The article isn't even just pretentious, it's just pointless fluff. The entire thing could have been summarized as "many customers ignore security warnings in browsers and many web developers deploy SSL/TSL in vaguely unacceptable ways which we won't even begin to explain here".
Really, that article couldn't have been more pointless. WHAT are people doing that they shouldn't be? WHAT are people expecting SSL to do that it doesn't? If you're going to write an article about people's misconceptions of a technology, you could at least spend a single sentence explaining what some of those misconceptions are.
Pointless and uninformative article is pointless and uninformative.
Forcing people to implement both privacy and authentication in one package is half the problem with SSL. For most sites, it's more important to know that the site you're visiting is the same site you visited last time, than knowing that foo.example.com has a signed certificate approved by someone you never heard of. If these two functionalities were separated, so the browser just checked that a "non-certified" site's encryption key hadn't changed and let you through without comment if that was the case, then most sites using old or self-signed certificates would just use the encryption layer, and browsers COULD block access to sites with invalid certificates without causing people so much inconvenience they'd want to switch to a different browser that was less picky.
(yes, I know that this would probably be implemented using self-signed certificates, but it could be presented to the user as a "low security" site with an appropriate icon and at most a comment that "you haven't visited XXXX.example.com before, it is a low security site..." the first time you see it)
Have you ever tried teaching yourself the basics behind SSL, such as PKI and X.509 certificates? In an industry full of jargon and technalese, the security people are some of the worst for explaining things. The documentation out there is poor and cryptic. Ever wonder why encrypted or signed email never took off? Look no further than GnuPG or the Enigmail plug-in for Mozilla. Try finding out what DER encoding is, or ASC.1, or what PKCS#7 means. None of it's straight-forward, even for technical people.
as the guy said in the article, it should kick you from a session at expired certs, not allow click through options
if the cert is expired/ unverifiable, the browser should simply kick the session, end of story
that should really be the only option available to anyone. its psychological: take this seriously, sorry for the inconvenience. otherwise, lazy admins will let their expired/ malformed certs hang out there for a lot longer (which i've seen even on a credit card site: capital one), because users just easily circumvent the roadblock. they'll definitely notice if no users can get through, and the angry emails pile in their inbox
i only allow https admin connections to my router, which of course means my browser screams about being unable to verify any certs... since i'm on a subnet. and i bet there are many other valid situations where expired/ unverified certs still represent a valid connection
however, add up all the valid situations where you want to continue an uncertified https connection, and you are left with nothing but a hill of beans in comparison to the mch more massive problem of psychologically just not taking https seriously enough
now you just have to convince the 3/4/5 major browser flavors to implement this new status quo
maybe the certificate authority should simply kick insecure browsers regardless (is that passed to the certificate authority during verification of cert?). that would get browser coders and vendors to notice. of course, what the browser report themselves can be hacked/ finessed, but if that's done maliciously, you're box is already owned, and its already game over regardless through a lot more powerful avenues
intellectual property law is philosophically incoherent. it is your moral duty to ignore it or sabotage it
No, I'm afraid it's not.
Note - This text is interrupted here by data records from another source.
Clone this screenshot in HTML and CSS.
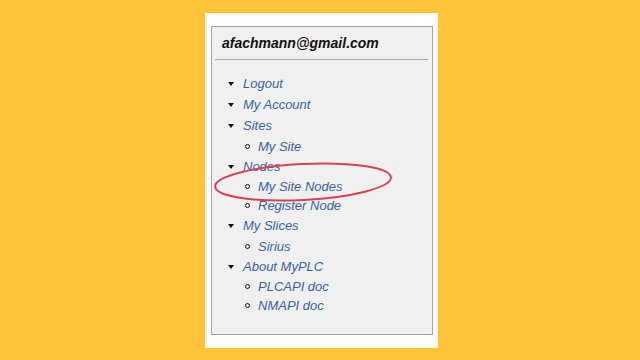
FILE: index.html
```html
<!DOCTYPE html>
<html lang="en">
<head>
    <meta charset="UTF-8">
    <meta name="viewport" content="width=device-width, initial-scale=1.0">
    <title>MyPLC</title>
    <link rel="stylesheet" href="styles.css">
</head>
<body>

    <div class="card">
        <div class="panel">
            <h2 class="user">afachmann@gmail.com</h2>
            <hr class="divider">

            <ul class="menu">
                <li><a href="#">Logout</a></li>
                <li><a href="#">My Account</a></li>
                <li><a href="#">Sites</a>
                    <ul class="sub">
                        <li><a href="#">My Site</a></li>
                    </ul>
                </li>
                <li><a href="#">Nodes</a>
                    <ul class="sub">
                        <li><a href="#">My Site Nodes</a></li>
                        <li><a href="#">Register Node</a></li>
                    </ul>
                </li>
                <li><a href="#">My Slices</a>
                    <ul class="sub">
                        <li><a href="#">Sirius</a></li>
                    </ul>
                </li>
                <li><a href="#">About MyPLC</a>
                    <ul class="sub">
                        <li><a href="#">PLCAPI doc</a></li>
                        <li><a href="#">NMAPI doc</a></li>
                    </ul>
                </li>
            </ul>

            <!-- hand drawn highlight -->
            <svg class="circle" width="190" height="50" viewBox="0 0 190 50">
                <ellipse cx="92" cy="25" rx="88" ry="18" transform="rotate(-3 92 25)" fill="none" stroke="#d9414f" stroke-width="2"/>
            </svg>
        </div>
    </div>

</body>
</html>
```

FILE: styles.css
```css
body {
    margin: 0;
    background-color: #ffc43a;
    font-family: 'Liberation Sans', Arial, sans-serif;
    min-height: 360px;
}

.card {
    background-color: #fff;
    margin-left: 205px;
    margin-top: 13px;
    width: 233px;
    height: 335px;
    padding: 13px 5px 0 6px;
    box-sizing: border-box;
    display: inline-block;
}

.panel {
    position: relative;
    background-color: #f0f0f0;
    border: 1px solid #a3a3a3;
    height: 309px;
    box-sizing: border-box;
}

.user {
    margin: 0;
    padding: 7px 0 0 10px;
    font-size: 14px;
    line-height: 18px;
    font-weight: bold;
    font-style: italic;
    color: #111;
}

.divider {
    margin: 7px 4px 0 3px;
    border: none;
    border-top: 1px solid #a8a8a8;
    height: 0;
}

.menu {
    list-style-type: none;
    margin: 13px 0 0 0;
    padding: 0 0 0 31px;
}

.menu li {
    position: relative;
    font-size: 13px;
    line-height: 21.2px;
}

.menu > li::before {
    content: "";
    position: absolute;
    left: -15px;
    top: 9px;
    border-left: 3.5px solid transparent;
    border-right: 3.5px solid transparent;
    border-top: 4px solid #111;
}

.menu a {
    color: #3a62a0;
    font-style: italic;
    text-decoration: none;
}

.sub {
    list-style-type: none;
    margin: 0;
    padding: 0 0 0 15px;
}

.sub li {
    line-height: 19.2px;
}

.sub li::before {
    content: "";
    position: absolute;
    left: -13px;
    top: 7px;
    width: 3px;
    height: 3px;
    border: 1px solid #111;
    border-radius: 50%;
}

.circle {
    position: absolute;
    left: -1px;
    top: 130px;
}
```
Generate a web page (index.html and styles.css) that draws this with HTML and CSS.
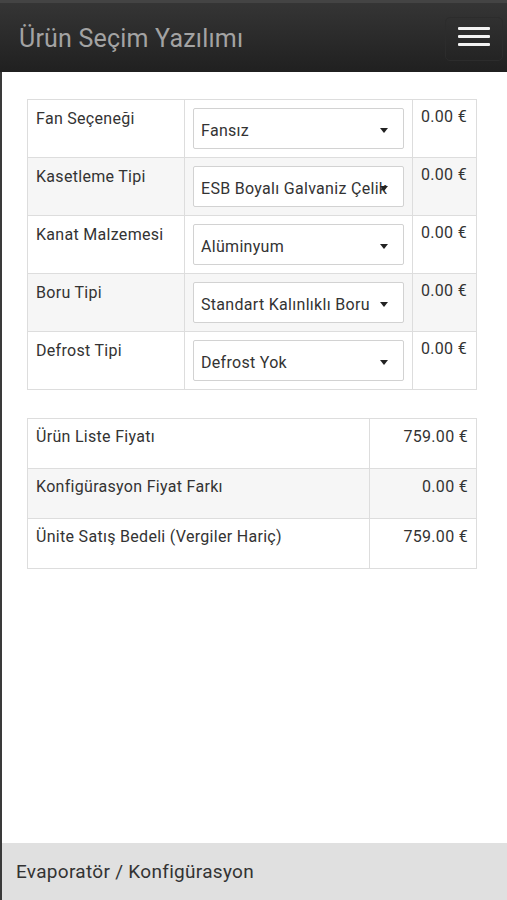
FILE: index.html
```html
<!DOCTYPE html>
<html lang="tr">
<head>
    <meta charset="UTF-8">
    <meta name="viewport" content="width=device-width, initial-scale=1.0">
    <title>Ürün Seçim Yazılımı</title>
    <link rel="stylesheet" href="styles.css">
</head>
<body>
    <div class="page">
        <!-- üst menü -->
        <div class="navbar">
            <span class="brand">Ürün Seçim Yazılımı</span>
            <div class="toggle">
                <span class="bar"></span>
                <span class="bar"></span>
                <span class="bar"></span>
            </div>
        </div>

        <div class="content">
            <!-- seçenekler -->
            <table class="options">
                <tr>
                    <td class="label">Fan Seçeneği</td>
                    <td class="choice"><div class="select"><span class="val">Fansız</span><span class="caret"></span></div></td>
                    <td class="price">0.00 €</td>
                </tr>
                <tr>
                    <td class="label">Kasetleme Tipi</td>
                    <td class="choice"><div class="select"><span class="val">ESB Boyalı Galvaniz Çelik</span><span class="caret"></span></div></td>
                    <td class="price">0.00 €</td>
                </tr>
                <tr>
                    <td class="label">Kanat Malzemesi</td>
                    <td class="choice"><div class="select"><span class="val">Alüminyum</span><span class="caret"></span></div></td>
                    <td class="price">0.00 €</td>
                </tr>
                <tr>
                    <td class="label">Boru Tipi</td>
                    <td class="choice"><div class="select"><span class="val">Standart Kalınlıklı Boru</span><span class="caret"></span></div></td>
                    <td class="price">0.00 €</td>
                </tr>
                <tr>
                    <td class="label">Defrost Tipi</td>
                    <td class="choice"><div class="select"><span class="val">Defrost Yok</span><span class="caret"></span></div></td>
                    <td class="price">0.00 €</td>
                </tr>
            </table>

            <!-- fiyat özeti -->
            <table class="totals">
                <tr>
                    <td>Ürün Liste Fiyatı</td>
                    <td class="amount">759.00 €</td>
                </tr>
                <tr>
                    <td>Konfigürasyon Fiyat Farkı</td>
                    <td class="amount">0.00 €</td>
                </tr>
                <tr>
                    <td>Ünite Satış Bedeli (Vergiler Hariç)</td>
                    <td class="amount">759.00 €</td>
                </tr>
            </table>
        </div>

        <div class="footer">Evaporatör / Konfigürasyon</div>
    </div>
</body>
</html>
```

FILE: styles.css
```css
html, body {
    margin: 0;
    height: 100%;
}
body {
    font-family: Roboto, "Liberation Sans", Arial, sans-serif;
    color: #333;
    background-color: #fff;
    letter-spacing: 0.3px;
}
.page {
    display: flex;
    flex-direction: column;
    height: 900px;
    border-left: 2px solid #3a3a3a;
    box-sizing: border-box;
}
.navbar {
    height: 72px;
    margin-left: -2px;
    flex-shrink: 0;
    display: flex;
    align-items: center;
    justify-content: space-between;
    padding: 0 16px 0 19px;
    background: linear-gradient(#353535, #202020);
    border-top: 3px solid #444;
    box-sizing: border-box;
}
.brand {
    font-size: 25px;
    letter-spacing: 0.2px;
    color: #a3a3a3;
    margin-top: 2px;
}
.toggle {
    width: 32px;
    display: flex;
    flex-direction: column;
    gap: 5px;
    padding: 9px 12px 14px 12px;
    margin-top: 2px;
    border: 1px solid #2c2c2c;
    border-radius: 5px;
    margin-right: -12px;
}
.bar {
    display: block;
    height: 3px;
    background-color: #f2f2f2;
    border-radius: 1px;
}
.content {
    flex: 1;
    padding: 27px 30px 0 25px;
}
table {
    width: 450px;
    border-collapse: collapse;
    font-size: 16px;
}
td {
    border: 1px solid #ddd;
    padding: 8px;
    vertical-align: top;
    line-height: 22px;
}
tr:nth-child(even) td {
    background-color: #f6f6f6;
}
.options .label {
    width: 140px;
}
.options .choice {
    width: 211px;
}
.options .price {
    padding-top: 6px;
}
.select {
    position: relative;
    height: 41px;
    border: 1px solid #d2d2d2;
    border-radius: 2px;
    background-color: #fff;
    box-sizing: border-box;
    display: flex;
    align-items: center;
    padding: 4px 0 0 7px;
    overflow: hidden;
    white-space: nowrap;
}
.caret {
    position: absolute;
    right: 15px;
    top: 19px;
    width: 0;
    height: 0;
    border-left: 4px solid transparent;
    border-right: 4px solid transparent;
    border-top: 5px solid #222;
}
.totals {
    margin-top: 28px;
}
.totals td {
    height: 34px;
    padding-top: 7px;
}
.totals .amount {
    width: 90px;
    text-align: right;
}
.footer {
    height: 57px;
    flex-shrink: 0;
    display: flex;
    align-items: center;
    padding-left: 14px;
    background-color: #e0e0e0;
    font-size: 19px;
    color: #333;
}
```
It's still vulnerable to "Do you accept this made-up key" attacks where people have become far too accustomed to accepting unsigned keys, and to the purchase of centrally signed keys. Because the key signatures belong to a central signing authorities that rely on valid credit cards, not personal authentication, there is still only a pretense at genuine security.
There have been other tools proposed to address these issues, such as the PGP web-of-trust, and the Palladium project's hardware encryption, but they've broken down in practice on the problem of US encryption export regulations, poor closed source implementation that turns out to be easily virtualized, and many essentially social rather than technological issues. Even SSL was handicapped for years by the USA's insane 80-bit limit for SSL in exported software.
>No, I'm afraid it's not. It's still vulnerable to "Do you accept this made-up key" attacks where people have become far too accustomed to accepting unsigned keys, and to the purchase of centrally signed keys
Um, that's a social engineering attack, not a fault of the protocol itself. The protocol is secure, users aren't. To be fair, the browser manufacturers could do a better job of writing the warnings so that anyone could understand them. Again, this is not a fault of the protocol, rather how people use it.
And adding a layer of PGP to it, would have the _exact_ same issue. Instead of "Do you accept this SSL key" It would be "Do you accept this PGP key". In addition, adding PGP would introduce a whole new slew of security bugs related to added complexity of PGP support in browsers, along with all the bugs guaranteed to be introduced with the additional new code.
No thanks =D.
Don't kid yourself. It's the size of the regexp AND how you use it that counts.